Eres débil… al menos para las hostias que metes.

 

¿Quieres que te lleve al ambulatorio más cercano?

 

No, quiero un gin tonic de Larios con tres rodajas de lima.

 

A la orden.

 

Si en el fondo te gusta.

 

¿El qué?

 

El Larios… por cierto, ¿cómo los conseguiste?

 

Lo venden en la tienda de aquí abajo.

 

La ginebra Larios, fundada en Málaga en 1918, hoy ha conseguido cruzar fronteras gracias a que la multinacional Beam-Suntory la adquirió. Porque España, en el fondo y en la superficie, sigue en pañales: exportamos poco y a veces hasta prostitutos.

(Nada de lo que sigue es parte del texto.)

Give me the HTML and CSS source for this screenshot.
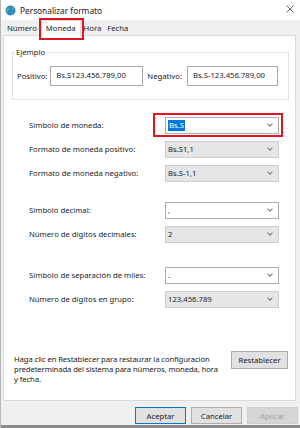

Y Larios, que en España se bebió hasta la cirrosis, hoy se encuentra en Asia gracias al empuje comercial y el conocimiento del mercado de unos americanos (y otros japoneses) que son capaces de apostar por lo que nosotros no nos atrevemos. Luego se nos plantan en España, mezclándose en nuestro bares, y los despreciamos con esa palabra sin igual: guiri.

 

Mientras me calzaba el gin tonic Esther me dio los 100 dólares, un ingreso que podría haber considerado alto si no hubiera sido porque tuve que invertirlos, casi en su totalidad, en una visita fugaz a mi Clínica SOS, donde el doctor Aleksandar estaba, curiosamente, de guardia.

 

Aspersor, ¿qué le ha ocurrido esta vez?

 

Es muy largo de contar. ¿Podría curarme?

 

Sí, claro. Pero algunas heridas no tienen buena pinta. ¿Latigazos?

 

No pregunte, por favor.

 

Y así volví a mi zulo: cabizbajo; pensando en las personas que fallecen por este tipo de castigo, sumando a mi depresión las lapidaciones. Que podría ser que la próxima clienta decidiera tirarme piedras hasta mi muerte.

 

 

A la mañana siguiente desperté, con mi brazo izquierdo vendado, cuando procedí a masturbarme. Momento en el que aquel espejo de los demonios mostró a un extraño calvo despeinado y sudado con complejas poses para llegar a un orgasmo manual con un brazo izquierdo al que sólo le faltaba el cabestrillo. Juro que por una vez en mi vida eché de menos un móvil de esos que graban imágenes válidas para colgarlas en internet. Me habría forrado.

 

 

 

Joaquín Campos, 29/07/14, Phnom Penh.